+++ EXERCISE MATERIAL +++

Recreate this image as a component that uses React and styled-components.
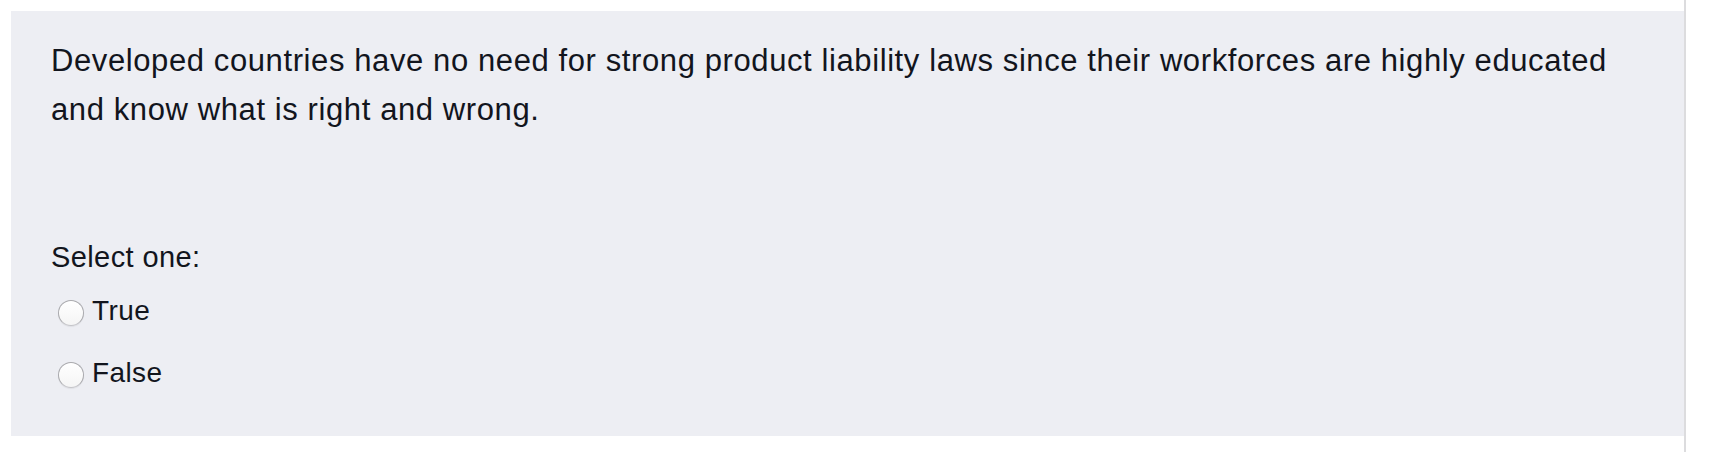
import styled, { createGlobalStyle } from "styled-components";

const GlobalStyle = createGlobalStyle`
  html, body {
    margin: 0;
    padding: 0;
    background: #ffffff;
  }
  body {
    font-family: "Liberation Sans", Arial, Helvetica, sans-serif;
    color: #12151d;
  }
`;

const Page = styled.div`
  height: 452px;
  display: flex;
  align-items: flex-start;
`;

const Formulation = styled.div`
  width: 1673px;
  height: 425px;
  margin: 11px 0 0 11px;
  box-sizing: border-box;
  padding: 25px 40px 0 40px;
  background: #edeef3;
`;

const Divider = styled.div`
  width: 2px;
  align-self: stretch;
  background: #dcdcde;
`;

const QuestionText = styled.p`
  margin: 0;
  font-size: 31px;
  line-height: 49px;
  letter-spacing: 0.6px;
`;

const Prompt = styled.div`
  margin-top: 103px;
  font-size: 29px;
  line-height: 40px;
  letter-spacing: 0.4px;
`;

const Answers = styled.div`
  display: flex;
  flex-direction: column;
  gap: 20px;
  margin-top: 13px;
`;

const Option = styled.label`
  display: flex;
  align-items: center;
  gap: 8px;
  padding-left: 7px;
  font-size: 28px;
  line-height: 42px;
  letter-spacing: 0.4px;
`;

const Radio = styled.span`
  width: 26px;
  height: 26px;
  margin-top: 3px;
  border-radius: 50%;
  box-sizing: border-box;
  border: 1px solid #a9a9ad;
  border-bottom-color: #c4c4c8;
  background: linear-gradient(#ffffff, #f5f5f5);
  box-shadow: 0 1px 1px rgba(0, 0, 0, 0.06);
  flex-shrink: 0;
`;

const options = ["True", "False"];

const App = () => {
  return (
    <Page>
      <GlobalStyle />
      <Formulation>
        <QuestionText>
          Developed countries have no need for strong product liability laws
          since their workforces are highly educated and know what is right and
          wrong.
        </QuestionText>
        <Prompt>Select one:</Prompt>
        <Answers>
          {options.map((o) => (
            <Option key={o}>
              <Radio />
              {o}
            </Option>
          ))}
        </Answers>
      </Formulation>
      <Divider />
    </Page>
  );
};

export default App;
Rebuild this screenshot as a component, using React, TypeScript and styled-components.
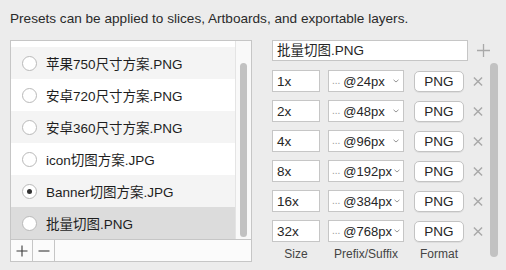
import styled, { createGlobalStyle } from "styled-components";

const GlobalStyle = createGlobalStyle`
  body {
    margin: 0;
    background: #ececec;
    font-family: "Liberation Sans", "Noto Sans CJK SC", sans-serif;
    color: #262626;
  }
`;

const presets = [
  { name: "苹果750尺寸方案.PNG" },
  { name: "安卓720尺寸方案.PNG" },
  { name: "安卓360尺寸方案.PNG" },
  { name: "icon切图方案.JPG" },
  { name: "Banner切图方案.JPG", checked: true },
  { name: "批量切图.PNG", selected: true },
];

const sizes = [
  { size: "1x", suffix: "@24px" },
  { size: "2x", suffix: "@48px" },
  { size: "4x", suffix: "@96px" },
  { size: "8x", suffix: "@192px" },
  { size: "16x", suffix: "@384px" },
  { size: "32x", suffix: "@768px" },
];

export default function App() {
  return (
    <>
      <GlobalStyle />
      <Page>
        <Caption>Presets can be applied to slices, Artboards, and exportable layers.</Caption>
        <Columns>
          <ListBox>
            <ListBody>
              <Viewport>
                {presets.map((item, index) => (
                  <PresetRow key={item.name} $odd={index % 2 === 0} $selected={!!item.selected}>
                    <Radio $checked={!!item.checked} />
                    <span>{item.name}</span>
                  </PresetRow>
                ))}
              </Viewport>
              <Track>
                <Thumb />
              </Track>
            </ListBody>
            <Footer>
              <FooterButton>
                <svg width="12" height="12" viewBox="0 0 12 12">
                  <path d="M6 0.5v11M0.5 6h11" stroke="#3a3a3a" strokeWidth="1.1" />
                </svg>
              </FooterButton>
              <FooterButton>
                <svg width="12" height="12" viewBox="0 0 12 12">
                  <path d="M0.5 6h11" stroke="#3a3a3a" strokeWidth="1.1" />
                </svg>
              </FooterButton>
            </Footer>
          </ListBox>

          <Editor>
            <NameRow>
              <NameField>批量切图.PNG</NameField>
              <IconSlot $width={14}>
                <svg width="13" height="13" viewBox="0 0 13 13">
                  <path d="M6.5 0v13M0 6.5h13" stroke="#a9a9a9" strokeWidth="1.3" />
                </svg>
              </IconSlot>
            </NameRow>
            <EditorBody>
              <Grid>
                {sizes.map((row) => (
                  <SizeRow key={row.size}>
                    <Field>{row.size}</Field>
                    <Select>
                      <Dots>...</Dots>
                      <Suffix>{row.suffix}</Suffix>
                      <svg width="6" height="4" viewBox="0 0 6 4">
                        <path d="M0.5 0.8L3 3L5.5 0.8" stroke="#8a8a8a" strokeWidth="0.9" fill="none" />
                      </svg>
                    </Select>
                    <FormatButton>PNG</FormatButton>
                    <IconSlot $width={10}>
                      <svg width="11" height="11" viewBox="0 0 11 11">
                        <path d="M1 1l9 9M10 1l-9 9" stroke="#a9a9a9" strokeWidth="1.6" />
                      </svg>
                    </IconSlot>
                  </SizeRow>
                ))}
                <LabelRow>
                  <Label $width={48}>Size</Label>
                  <Label $width={76}>Prefix/Suffix</Label>
                  <Label $width={50}>Format</Label>
                </LabelRow>
              </Grid>
              <SideThumb />
            </EditorBody>
          </Editor>
        </Columns>
      </Page>
    </>
  );
}

const Page = styled.div`
  width: 506px;
  height: 270px;
  box-sizing: border-box;
  padding: 11px 0 0 10px;
`;

const Caption = styled.div`
  font-size: 13.6px;
  line-height: 16px;
  color: #2a2a2a;
`;

const Columns = styled.div`
  display: flex;
  gap: 20px;
  margin-top: 13px;
`;

const ListBox = styled.div`
  width: 242px;
  height: 222px;
  box-sizing: border-box;
  border: 1px solid #c6c6c6;
  background: #fff;
  display: flex;
  flex-direction: column;
`;

const ListBody = styled.div`
  flex: 1;
  display: flex;
  min-height: 0;
`;

const Viewport = styled.div`
  flex: 1;
  overflow: hidden;
  padding-top: 6px;
  background: #fff;
`;

const PresetRow = styled.div<{ $odd: boolean; $selected: boolean }>`
  height: 32px;
  display: flex;
  align-items: center;
  gap: 9px;
  padding-left: 11px;
  font-size: 13.5px;
  color: #1e1e1e;
  background: ${(p) => (p.$selected ? "#dcdcdc" : p.$odd ? "#f4f4f4" : "#fff")};
`;

const Radio = styled.span<{ $checked: boolean }>`
  width: 15px;
  height: 15px;
  box-sizing: border-box;
  border-radius: 50%;
  border: 1px solid #b9b9b9;
  background: #fff;
  display: flex;
  align-items: center;
  justify-content: center;

  &::after {
    content: "";
    width: 5px;
    height: 5px;
    border-radius: 50%;
    background: #333;
    display: ${(p) => (p.$checked ? "block" : "none")};
  }
`;

const Track = styled.div`
  width: 15px;
  background: #f9f9f9;
  border-left: 1px solid #e4e4e4;
  padding-top: 22px;
  padding-bottom: 2px;
  display: flex;
  justify-content: center;
`;

const Thumb = styled.div`
  width: 7px;
  height: 174px;
  border-radius: 4px;
  background: #c2c2c2;
`;

const Footer = styled.div`
  height: 21px;
  border-top: 1px solid #c6c6c6;
  display: flex;
  background: #fbfbfb;
`;

const FooterButton = styled.div`
  width: 21px;
  border-right: 1px solid #c6c6c6;
  display: flex;
  align-items: center;
  justify-content: center;
`;

const Editor = styled.div`
  display: flex;
  flex-direction: column;
  gap: 2px;
`;

const NameRow = styled.div`
  display: flex;
  align-items: center;
  gap: 8px;
`;

const NameField = styled.div`
  width: 196px;
  height: 21px;
  box-sizing: border-box;
  border: 1px solid #c6c6c6;
  background: #fff;
  font-size: 13.5px;
  line-height: 19px;
  padding-left: 4px;
`;

const IconSlot = styled.div<{ $width: number }>`
  width: ${(p) => p.$width}px;
  display: flex;
  align-items: center;
  justify-content: center;
`;

const EditorBody = styled.div`
  display: flex;
  gap: 7px;
`;

const Grid = styled.div`
  display: flex;
  flex-direction: column;
  gap: 8px;
  padding-top: 7px;
`;

const SizeRow = styled.div`
  display: flex;
  align-items: center;
  height: 22px;
  gap: 8px;

  & > :nth-child(3) {
    margin-left: 2px;
  }
  & > :nth-child(4) {
    margin-left: 1px;
  }
`;

const LabelRow = styled.div`
  display: flex;
  gap: 8px;
  height: 14px;
  margin-top: -3px;

  & > :nth-child(3) {
    margin-left: 2px;
  }
`;

const Field = styled.div`
  width: 48px;
  height: 22px;
  box-sizing: border-box;
  border: 1px solid #c6c6c6;
  background: #fff;
  font-size: 13.5px;
  line-height: 21px;
  padding-left: 4px;
`;

const Select = styled.div`
  width: 76px;
  height: 22px;
  box-sizing: border-box;
  border: 1px solid #c6c6c6;
  background: #fff;
  display: flex;
  align-items: center;
  padding: 0 4px 0 3px;
  gap: 2px;

  svg {
    flex-shrink: 0;
    margin-left: auto;
  }
`;

const Dots = styled.span`
  font-size: 10px;
  color: #9a9a9a;
  align-self: flex-end;
  padding-bottom: 5px;
  margin-right: 1px;
`;

const Suffix = styled.span`
  font-size: 13px;
  white-space: nowrap;
`;

const FormatButton = styled.div`
  width: 50px;
  height: 21px;
  box-sizing: border-box;
  border: 1px solid #c3c3c3;
  border-radius: 5px;
  background: #fff;
  font-size: 13.5px;
  display: flex;
  align-items: center;
  justify-content: center;
  box-shadow: 0 1px 0 rgba(0, 0, 0, 0.06);
`;

const Label = styled.div<{ $width: number }>`
  width: ${(p) => p.$width}px;
  text-align: center;
  font-size: 12px;
  line-height: 14px;
  color: #444;
  white-space: nowrap;
`;

const SideThumb = styled.div`
  width: 8px;
  height: 194px;
  border-radius: 4px;
  background: #c2c2c2;
`;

+++

• _TO DO_
Find every line in the listing that holds the string "React", then say how many there are as a bare number.

• _FINAL RESULT_
2